Wait. What? That’s a 50 minute delay, and I only had 40 minutes between flights to begin with.
I toss my phone back into my bag, too burnt to process the information. I have ten minutes to breathe before we get to the airport. I’m going to use them.
Way too soon we arrive at Tweed airport – a small airport where only turboprops come and go – and I’m standing at the US Airways counter trying to think straight as a man looks at my ticket, my itinerary, then a clock on the wall before announcing the obvious: yer not gonna make it.
I just look at him, too tired to talk, willing him to do what I need him to do without making me ask him to do it – but it doesn’t work. So I ask…when is the next connecting flight?
He fidgets around for a few moments, then call over two other guys, who all confirm the already well established: I’m not going to make the connection. Got it.
As I am standing there, I start wondering if I’m seeing this correctly – there are three men, all looking at my ticket and then each other shaking their heads and saying:
“Nope. Oh she’s definitely not gonna make that. No way.”
And not a single one of them has even touched a keyboard yet to check connecting flights…even after I’ve asked. It’s like watching a fucking New England version of King of the Hill, only without the tank tops and beers. I am dumbfounded.
Finally he starts to use his computer. In just a few seconds I’m hearing that he’s telling me that the next flight out of Philly doesn’t leave until 7:15AM…and he’s handing me my new boarding pass. Did I hear that right? 7:15AM…tomorrow morning? Yup, he says…it’s the only one.

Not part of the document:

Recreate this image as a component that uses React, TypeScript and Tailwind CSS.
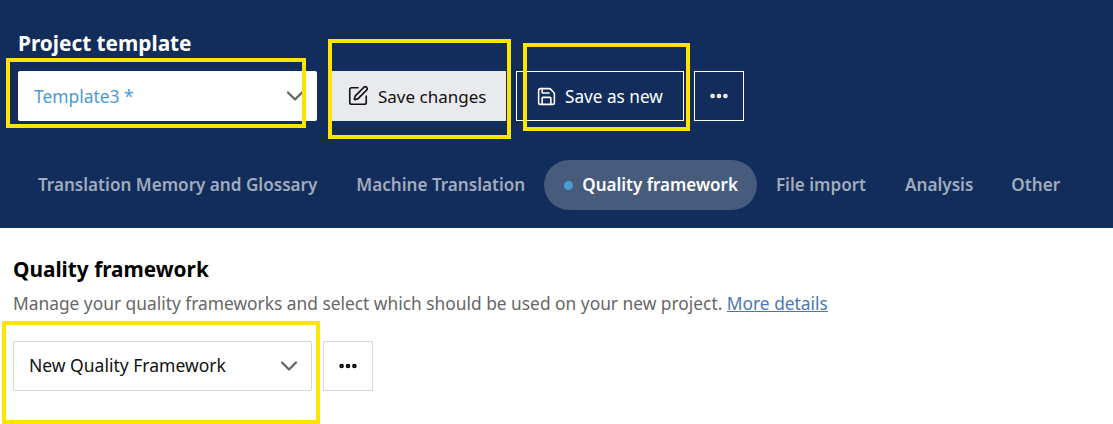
import React from 'react';
import { ChevronDown, Ellipsis, Save, SquarePen } from 'lucide-react';

const tabs = [
  { label: 'Translation Memory and Glossary', className: 'ml-[19px] pl-[19px] pr-[19px]' },
  { label: 'Machine Translation', className: 'pl-[20px] pr-[19px]' },
  { label: 'Quality framework', active: true },
  { label: 'File import', className: 'pl-[19px] pr-[20px]' },
  { label: 'Analysis', className: 'px-[19px]' },
  { label: 'Other', className: 'px-[19px]' },
];

// Annotation frames drawn over the screenshot
const YellowBox: React.FC<{ className: string }> = ({ className }) => (
  <div className={`absolute border-4 border-[#ffe400] pointer-events-none ${className}`} />
);

const App: React.FC = () => {
  return (
    <div className="relative w-[1113px] h-[424px] overflow-hidden bg-white font-['Noto_Sans',sans-serif]">
      {/* Header */}
      <div className="h-[228px] bg-[#122d5b] pt-[29px]">
        <h1 className="ml-[18px] text-[20.8px] leading-[28px] font-bold text-white">Project template</h1>
        <div className="flex mt-[14px] ml-[18px]">
          <div className="flex items-center justify-between w-[299px] h-[50px] pl-4 pr-[8px] bg-white rounded-[2px]">
            <span className="text-[17.4px] text-[#4a9ad4]">Template3 *</span>
            <ChevronDown size={28} strokeWidth={2} className="text-[#666]" />
          </div>
          <button className="flex items-center w-[175px] h-[50px] ml-[14px] pl-[16px] bg-[#e9eaee] text-[17px] text-[#111]">
            <SquarePen size={22} strokeWidth={1.75} />
            <span className="ml-[9px] translate-y-[1px]">Save changes</span>
          </button>
          <button className="flex items-center w-[168px] h-[50px] ml-[10px] pl-[19px] border border-white text-[17.2px] text-white">
            <Save size={21} strokeWidth={1.75} />
            <span className="ml-[8px] translate-y-[1px]">Save as new</span>
          </button>
          <button className="flex items-center justify-center w-[50px] h-[50px] ml-[10px] border border-white text-white">
            <Ellipsis size={22} strokeWidth={3} />
          </button>
        </div>
        <div className="flex items-center h-[50px] mt-[39px]">
          {tabs.map((tab) =>
            tab.active ? (
              <div
                key={tab.label}
                className="flex items-center h-[50px] pl-5 pr-[19px] rounded-[25px] bg-[#475b7c] text-[17px] font-semibold text-white"
              >
                <span className="w-[9px] h-[9px] rounded-full bg-[#4a9ad4] mr-[9px]" />
                {tab.label}
              </div>
            ) : (
              <div key={tab.label} className={`text-[17.1px] font-semibold text-[#a0abbd] ${tab.className}`}>
                {tab.label}
              </div>
            ),
          )}
        </div>
      </div>

      {/* Quality framework section */}
      <div className="pl-[13px] pt-[27px]">
        <h2 className="text-[20.8px] leading-[28px] font-bold text-black">Quality framework</h2>
        <p className="mt-[9px] text-[17.35px] leading-[22px] text-[#666]">
          Manage your quality frameworks and select which should be used on your new project.{' '}
          <a className="text-[#4a78b5] underline">More details</a>
        </p>
        <div className="flex mt-[27px]">
          <div className="flex items-center justify-between w-[299px] h-[50px] pl-[15px] pr-[8px] border border-[#d5d5d8] rounded-[2px]">
            <span className="text-[17.5px] text-[#111] -translate-y-[1px]">New Quality Framework</span>
            <ChevronDown size={28} strokeWidth={2} className="text-[#666]" />
          </div>
          <button className="flex items-center justify-center w-[50px] h-[50px] ml-[11px] border border-[#d5d5d8] text-black">
            <Ellipsis size={22} strokeWidth={3} />
          </button>
        </div>
      </div>

      <YellowBox className="left-[6px] top-[58px] w-[300px] h-[70px]" />
      <YellowBox className="left-[328px] top-[39px] w-[183px] h-[100px]" />
      <YellowBox className="left-[523px] top-[43px] w-[167px] h-[88px]" />
      <YellowBox className="left-[2px] top-[321px] w-[318px] h-[103px]" />
    </div>
  );
};

export default App;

I’m so fried I struggle to do the math – that’s twelve hours later than my scheduled flight. This flight is delayed so we’re not going to get there until 8:30PM…I’m going to be stuck at the Philly terminal for…ELEVEN HOURS?
His colleague picked up what must have been a distressed look on my face because he leaned over and said “Aw it’s alright, you’ll be fine. They have some nice couches over there in that terminal.”
I smile and walk away. I’ve been to smaller airports before – I’m aware that sometimes things are easier to get done at a major airport. I have thirty minutes until I board this flight. All I want to do is sit down, eat my turkey sandwich, drink my apple juice, and get my hand up before it starts swelling any more than it already is.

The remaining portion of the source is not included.